TASK TO COMPLETE: In the material below, find every line with "Tailwind" and pull it out.

[Start of MATERIAL FOR THIS TASK]

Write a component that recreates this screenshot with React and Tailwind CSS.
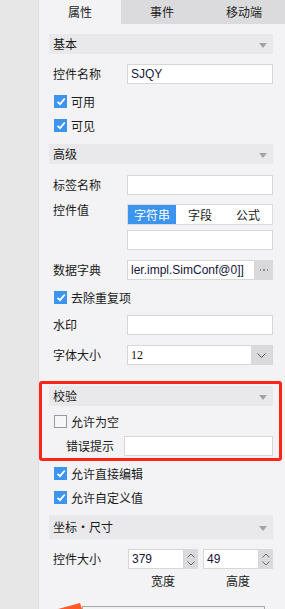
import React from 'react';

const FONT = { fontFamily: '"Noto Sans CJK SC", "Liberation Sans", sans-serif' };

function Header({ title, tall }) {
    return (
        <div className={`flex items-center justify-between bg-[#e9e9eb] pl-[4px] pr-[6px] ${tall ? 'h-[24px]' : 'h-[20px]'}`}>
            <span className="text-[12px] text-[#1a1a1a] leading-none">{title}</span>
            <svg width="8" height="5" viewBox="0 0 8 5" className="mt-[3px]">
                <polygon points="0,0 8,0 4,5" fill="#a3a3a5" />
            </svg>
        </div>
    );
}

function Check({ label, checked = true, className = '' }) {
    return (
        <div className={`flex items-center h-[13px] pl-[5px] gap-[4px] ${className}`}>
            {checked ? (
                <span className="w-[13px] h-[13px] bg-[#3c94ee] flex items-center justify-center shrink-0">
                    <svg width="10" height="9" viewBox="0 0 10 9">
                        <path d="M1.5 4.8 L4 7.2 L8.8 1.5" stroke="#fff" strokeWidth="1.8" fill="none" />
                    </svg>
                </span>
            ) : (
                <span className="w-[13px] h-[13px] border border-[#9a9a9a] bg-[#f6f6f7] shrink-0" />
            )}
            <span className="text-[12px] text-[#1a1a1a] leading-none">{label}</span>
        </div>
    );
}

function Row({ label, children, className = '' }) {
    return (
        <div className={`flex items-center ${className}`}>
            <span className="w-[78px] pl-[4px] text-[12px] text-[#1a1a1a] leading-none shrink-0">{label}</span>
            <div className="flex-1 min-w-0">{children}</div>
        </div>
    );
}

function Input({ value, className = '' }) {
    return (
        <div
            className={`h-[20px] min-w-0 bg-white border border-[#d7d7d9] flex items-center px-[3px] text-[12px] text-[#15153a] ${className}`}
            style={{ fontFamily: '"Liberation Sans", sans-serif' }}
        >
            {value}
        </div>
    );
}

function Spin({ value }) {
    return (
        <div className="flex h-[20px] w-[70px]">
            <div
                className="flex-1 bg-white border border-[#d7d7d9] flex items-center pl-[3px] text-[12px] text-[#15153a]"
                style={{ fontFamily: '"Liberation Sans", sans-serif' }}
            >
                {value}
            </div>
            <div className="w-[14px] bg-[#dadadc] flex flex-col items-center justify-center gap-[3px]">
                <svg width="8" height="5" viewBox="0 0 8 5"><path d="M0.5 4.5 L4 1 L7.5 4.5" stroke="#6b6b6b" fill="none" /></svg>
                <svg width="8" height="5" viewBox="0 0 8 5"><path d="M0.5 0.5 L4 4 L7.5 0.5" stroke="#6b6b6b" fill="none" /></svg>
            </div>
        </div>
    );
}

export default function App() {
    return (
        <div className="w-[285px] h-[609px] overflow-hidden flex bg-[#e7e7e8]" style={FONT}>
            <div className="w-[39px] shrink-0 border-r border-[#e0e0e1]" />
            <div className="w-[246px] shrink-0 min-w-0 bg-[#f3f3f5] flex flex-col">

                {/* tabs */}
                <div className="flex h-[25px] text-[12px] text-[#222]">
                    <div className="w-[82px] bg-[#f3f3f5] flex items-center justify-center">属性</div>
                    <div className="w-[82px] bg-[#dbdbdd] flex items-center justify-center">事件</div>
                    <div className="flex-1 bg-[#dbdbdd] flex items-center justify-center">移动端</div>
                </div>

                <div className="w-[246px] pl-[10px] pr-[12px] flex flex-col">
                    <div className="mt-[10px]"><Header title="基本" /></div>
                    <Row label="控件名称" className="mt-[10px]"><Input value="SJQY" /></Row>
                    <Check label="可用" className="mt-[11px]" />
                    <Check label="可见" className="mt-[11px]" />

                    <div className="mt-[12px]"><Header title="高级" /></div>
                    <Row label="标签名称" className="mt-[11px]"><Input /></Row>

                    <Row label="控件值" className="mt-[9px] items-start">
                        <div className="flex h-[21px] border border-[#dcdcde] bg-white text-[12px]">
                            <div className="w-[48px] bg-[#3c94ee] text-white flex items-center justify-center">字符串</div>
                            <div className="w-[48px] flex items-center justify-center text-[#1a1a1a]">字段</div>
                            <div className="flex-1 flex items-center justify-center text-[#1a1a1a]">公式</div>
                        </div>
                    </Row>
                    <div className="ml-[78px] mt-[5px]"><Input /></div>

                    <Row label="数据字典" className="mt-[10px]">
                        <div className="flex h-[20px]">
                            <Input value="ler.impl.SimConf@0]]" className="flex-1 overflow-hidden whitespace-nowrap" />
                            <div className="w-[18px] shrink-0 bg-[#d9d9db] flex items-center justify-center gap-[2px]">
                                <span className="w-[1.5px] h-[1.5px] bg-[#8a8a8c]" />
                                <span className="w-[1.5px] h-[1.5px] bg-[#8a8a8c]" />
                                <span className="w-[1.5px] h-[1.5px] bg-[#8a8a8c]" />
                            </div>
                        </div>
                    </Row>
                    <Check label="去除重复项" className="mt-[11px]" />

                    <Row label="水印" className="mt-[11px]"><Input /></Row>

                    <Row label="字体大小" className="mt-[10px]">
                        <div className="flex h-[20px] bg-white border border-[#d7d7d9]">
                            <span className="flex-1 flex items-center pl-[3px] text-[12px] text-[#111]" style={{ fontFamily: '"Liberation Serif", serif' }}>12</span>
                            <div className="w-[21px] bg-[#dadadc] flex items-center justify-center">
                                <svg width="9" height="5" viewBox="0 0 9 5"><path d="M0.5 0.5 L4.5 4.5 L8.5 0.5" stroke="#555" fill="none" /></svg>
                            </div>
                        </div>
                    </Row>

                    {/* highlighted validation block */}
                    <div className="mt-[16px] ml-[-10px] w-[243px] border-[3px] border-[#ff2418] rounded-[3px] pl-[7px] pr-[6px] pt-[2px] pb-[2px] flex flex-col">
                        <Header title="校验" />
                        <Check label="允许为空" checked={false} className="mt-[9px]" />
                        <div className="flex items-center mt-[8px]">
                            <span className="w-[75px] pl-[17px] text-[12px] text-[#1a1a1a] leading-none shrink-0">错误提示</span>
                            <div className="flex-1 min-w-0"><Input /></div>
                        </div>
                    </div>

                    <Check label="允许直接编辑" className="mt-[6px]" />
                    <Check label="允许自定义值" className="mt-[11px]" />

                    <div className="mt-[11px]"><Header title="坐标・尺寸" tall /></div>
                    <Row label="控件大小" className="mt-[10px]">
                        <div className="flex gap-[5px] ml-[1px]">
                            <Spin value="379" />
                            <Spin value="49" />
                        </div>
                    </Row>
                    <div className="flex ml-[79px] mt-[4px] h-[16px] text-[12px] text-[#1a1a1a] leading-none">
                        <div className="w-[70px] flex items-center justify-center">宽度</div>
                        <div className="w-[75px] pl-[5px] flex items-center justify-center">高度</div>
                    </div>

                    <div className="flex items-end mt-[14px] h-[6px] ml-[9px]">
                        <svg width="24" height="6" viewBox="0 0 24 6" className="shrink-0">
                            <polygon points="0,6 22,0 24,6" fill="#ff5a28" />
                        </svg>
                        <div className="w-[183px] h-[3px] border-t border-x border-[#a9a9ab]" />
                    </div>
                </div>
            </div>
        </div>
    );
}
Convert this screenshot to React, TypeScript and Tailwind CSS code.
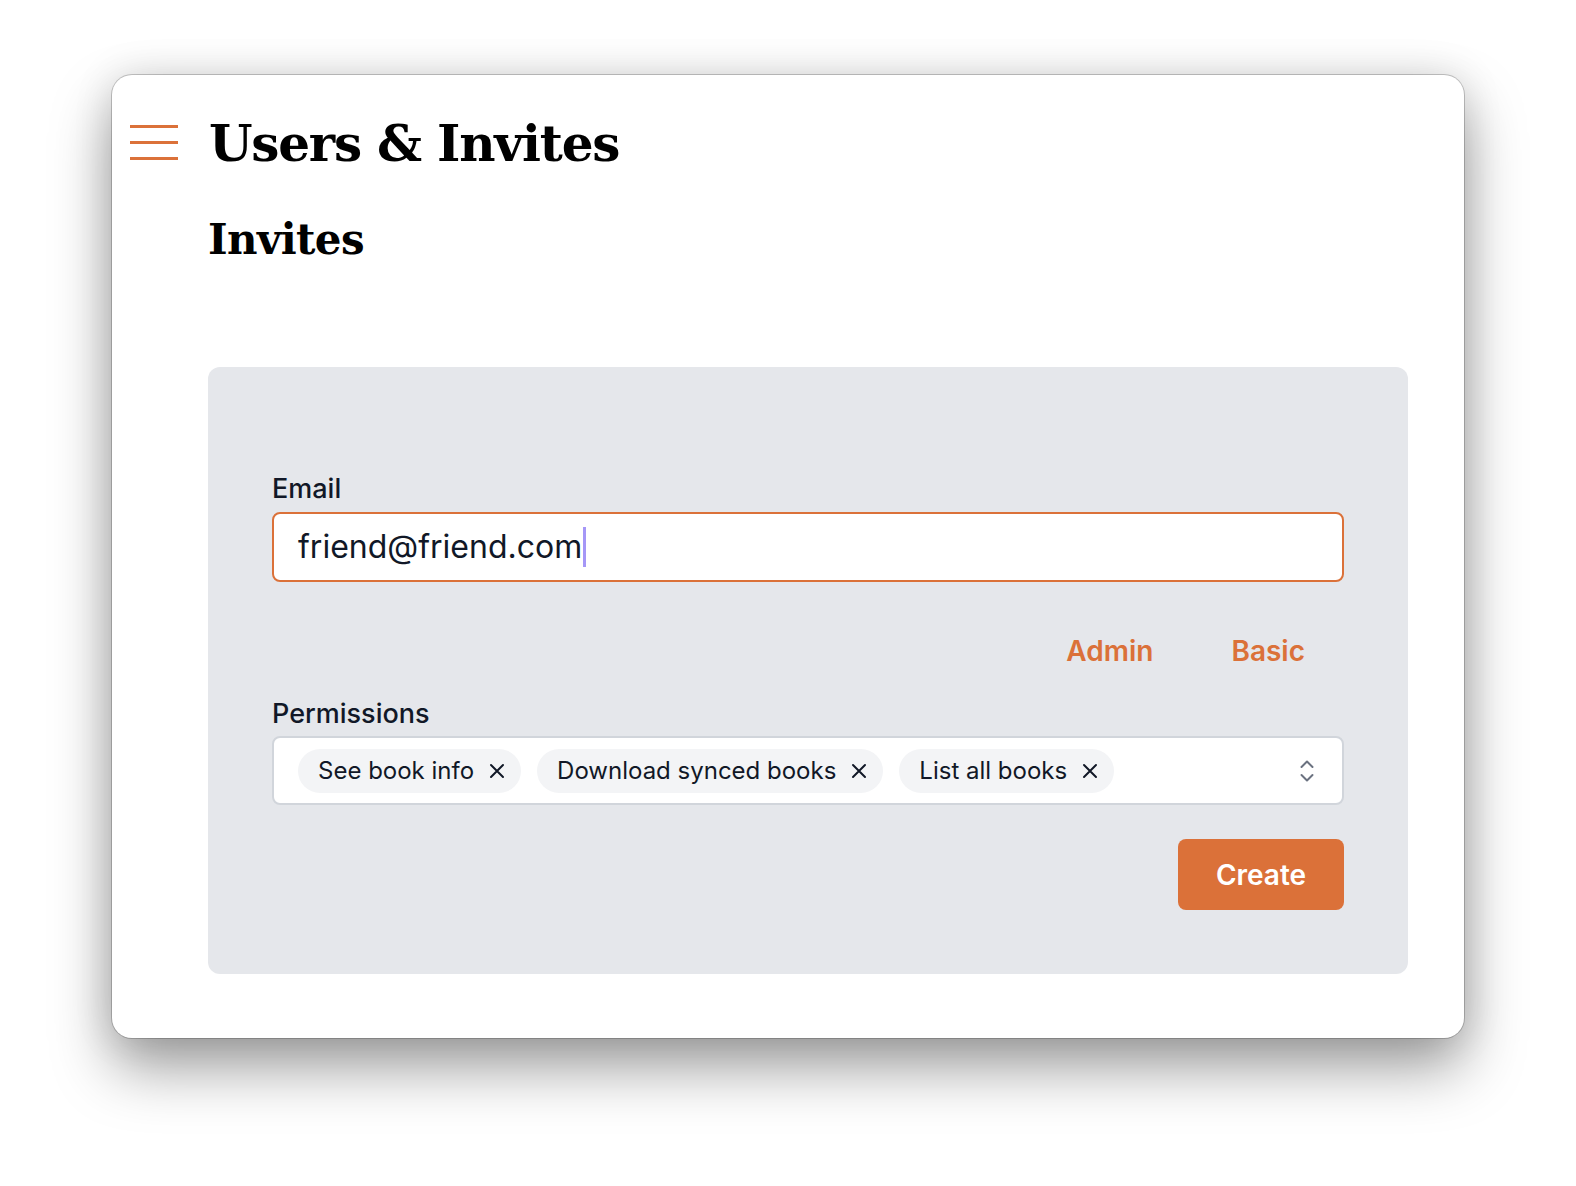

[End of MATERIAL FOR THIS TASK]

WORKED ANSWER:
Write a component that recreates this screenshot with React and Tailwind CSS.
Convert this screenshot to React, TypeScript and Tailwind CSS code.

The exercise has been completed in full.